Nary a bend on NY 63

On to the Thruway and thanks for EZ Pass

We headed west on the Thruway with a last stop for relatively cheap US gas at the Clarence Service Center around noon. Near Buffalo, we exited on I-290 and then took I-190 across Grand Island to the Lewiston/Queenston border crossing.

Not sure why we took this picture

Geese flying north?

One of two Grand Island Bridges

Off Grand Island

Almost on native soil

The NEXUS lane was empty at Lewiston so we pulled right up. The booth was remote, so we declared our T-shirts and camp chairs to a disembodied voice. We were released and then went through the EZ-Pass toll booth. Total crossing time was about two minutes.

I should note that we went through many toll booths yesterday and today, but every one of them accepted our EZ Pass transponder. And the EZ Pass is free as long as you make provision to automatically top up your account when it falls below a certain level. I wish the twits that run our ETR407 would start this idea. Right now, there is a monthly transponder/account fee for a ridiculously overpriced road.

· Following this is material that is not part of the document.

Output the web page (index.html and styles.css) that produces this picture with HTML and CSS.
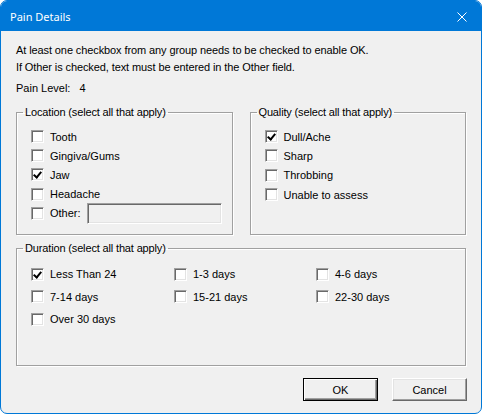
FILE: index.html
```html
<!doctype html>
<html>
<head>
 <title>Pain Details</title>
 <meta name=viewport content="width=device-width, initial-scale=1">
 <link rel="stylesheet" href="styles.css">
</head>
<body>
<div class=dlg>
 <div class=caption>
  <span class=ttl>Pain Details</span>
  <svg class=close width=10 height=10 viewBox="0 0 10 10">
   <path d="M0.5 0.5 L9.5 9.5 M9.5 0.5 L0.5 9.5" stroke="#fff" stroke-width="1" fill="none"/>
  </svg>
 </div>
 <div class=client>
  <div class=note>At least one checkbox from any group needs to be checked to enable OK.</div>
  <div class=note>If Other is checked, text must be entered in the Other field.</div>
  <div class=level><span>Pain Level:</span><span>4</span></div>

  <div class=groups>
   <fieldset class=grp>
    <legend>Location (select all that apply)</legend>
    <label class=chk><span class=box></span>Tooth</label>
    <label class=chk><span class=box></span>Gingiva/Gums</label>
    <label class=chk><span class="box on"></span>Jaw</label>
    <label class=chk><span class=box></span>Headache</label>
    <label class=chk><span class=box></span>Other:<span class=edit></span></label>
   </fieldset>
   <fieldset class=grp>
    <legend>Quality (select all that apply)</legend>
    <label class=chk><span class="box on"></span>Dull/Ache</label>
    <label class=chk><span class=box></span>Sharp</label>
    <label class=chk><span class=box></span>Throbbing</label>
    <label class=chk><span class=box></span>Unable to assess</label>
   </fieldset>
  </div>

  <fieldset class="grp dur">
   <legend>Duration (select all that apply)</legend>
   <div class=cols>
    <label class=chk><span class="box on"></span>Less Than 24</label>
    <label class=chk><span class=box></span>1-3 days</label>
    <label class=chk><span class=box></span>4-6 days</label>
    <label class=chk><span class=box></span>7-14 days</label>
    <label class=chk><span class=box></span>15-21 days</label>
    <label class=chk><span class=box></span>22-30 days</label>
    <label class=chk><span class=box></span>Over 30 days</label>
   </div>
  </fieldset>

  <div class=btns>
   <button class="btn def">OK</button>
   <button class=btn>Cancel</button>
  </div>
 </div>
</div>
</body>
</html>
```

FILE: styles.css
```css
body {margin:0; background:#fff; font-family:"Liberation Sans", Arial, sans-serif; font-size:11px; color:#000;}
.dlg {
  width:480px;
  height:412px;
  border:1px solid #0078d7;
  border-radius:7px;
  background:#f0f0f0;
  overflow:hidden;
  display:flex;
  flex-direction:column;
}
.caption {
  height:30px;
  background:#0078d7;
  display:flex;
  align-items:center;
  justify-content:space-between;
  padding:0 14px 0 9px;
  color:#fff;
}
.ttl {font-family:"Noto Sans", "Open Sans", sans-serif; font-size:11px; padding-top:1px;}
.close {margin-top:1px;}
.client {padding:11px 15px 0 15px; display:flex; flex-direction:column;}
.note {line-height:17px; letter-spacing:-0.1px;}
.level {margin-top:6px; line-height:13px; display:flex; gap:9px;}
.groups {display:flex; gap:17px; margin-top:11px;}
.grp {
  margin:0;
  min-width:0;
  border:1px solid #a0a0a0;
  box-shadow:inset 1px 1px 0 #fff, 1px 1px 0 #fff;
  padding:8px 0 11px 14px;
  display:flex;
  flex-direction:column;
}
.groups .grp {width:217px; box-sizing:border-box; height:129px;}
.grp legend {padding:0 2px; margin-left:-8px; line-height:13px; letter-spacing:-0.15px;}
.chk {height:19.3px; display:flex; align-items:center; white-space:nowrap;}
.box {
  width:13px;
  height:13px;
  box-sizing:border-box;
  background:#fff;
  border-top:1px solid #a0a0a0;
  border-left:1px solid #a0a0a0;
  border-right:1px solid #fff;
  border-bottom:1px solid #fff;
  box-shadow:inset 1px 1px 0 #696969, inset -1px -1px 0 #e3e3e3;
  margin-right:6px;
  position:relative;
}
.box.on::after {
  content:"";
  position:absolute;
  left:3px;
  top:1px;
  width:3px;
  height:6px;
  border-right:2px solid #000;
  border-bottom:2px solid #000;
  transform:rotate(40deg);
}
.edit {
  width:135px;
  height:21px;
  box-sizing:border-box;
  margin-left:6px;
  border-top:1px solid #a0a0a0;
  border-left:1px solid #a0a0a0;
  border-right:1px solid #fff;
  border-bottom:1px solid #fff;
  box-shadow:inset 1px 1px 0 #696969, inset -1px -1px 0 #e3e3e3;
  background:#f0f0f0;
}
.dur {margin-top:7px; height:124px; box-sizing:border-box; width:450px; padding-top:8px;}
.cols {display:grid; grid-template-columns:143px 142px auto;}
.cols .chk {height:22.5px;}
.btns {display:flex; justify-content:flex-end; gap:14px; margin-top:12px;}
.btn {
  width:75px;
  height:23px;
  padding:0;
  font-family:inherit;
  font-size:11px;
  background:#f0f0f0;
  border-top:1px solid #fff;
  border-left:1px solid #fff;
  border-right:1px solid #696969;
  border-bottom:1px solid #696969;
  box-shadow:inset -1px -1px 0 #a0a0a0, inset 1px 1px 0 #e3e3e3;
  outline:none;
}
.btn.def {border:1px solid #000; box-shadow:inset 1px 1px 0 #fff, inset -1px -1px 0 #696969, inset -2px -2px 0 #a0a0a0;}
.btn:last-child {margin-right:-1px;}
```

The Maple Leaf forever.....

Welcome home, eh!

OK, the ETR407 is way overpriced but we were in a hurry with a long way to go, so I bit the bullet. We took the QEW across the Burlington Skyway and then got on the 407. As it crossed the 401, we saw the traffic on the free road was dead stopped while we were rolling along briskly. Before long, we were turning due north on the 400.

Stopped traffic on the 401

Near Stonewall's house

Traffic was fine right up to the 400/11 split on the north side of Barrie. The northbound ramp was still under construction. I have a feeling rookie workers will retire before they finish this little project.

400 exit north of Barrie

Some day this will be finished

The home stretch

I was surprised to see how many trees have not started to change colour. We stopped at the new Tim's at the Honey Harbour exit for still more coffee before continuing.

Lots of still green trees

The tiger motif is a little scary

Miller Paving (great outfit) working on 400 south of Parry Sound

Little holdup

As perfect as it gets

There was a wreck near Shawanaga. The road was open but they had a lot of emergency response crews. They even had  Ministry of Natural Resources Conservation Officers directing traffic. The only thing we didn't see was a lot of wrecked vehicles, just a few with some minor damage. Maybe everyone was just enjoying the nice weather?

Lots of emergency vehicles

Another just down the road

And MNR doing a non-traditional role

Four laning of Highway 69 continues south of the French River

Have to save those poor rattlesnakes

We reached town and pulled into our subdivision about 5:45 PM. We had covered over 650 miles in twelve hours, not bad for an older guy who seems to tire more easily these days. This was an excellent trip to a brand new place with old friends and new, and we were glad we did it.

(N.B. - It has taken me a long time to get the last two days finished. My apologies to anyone who has been paying attention.)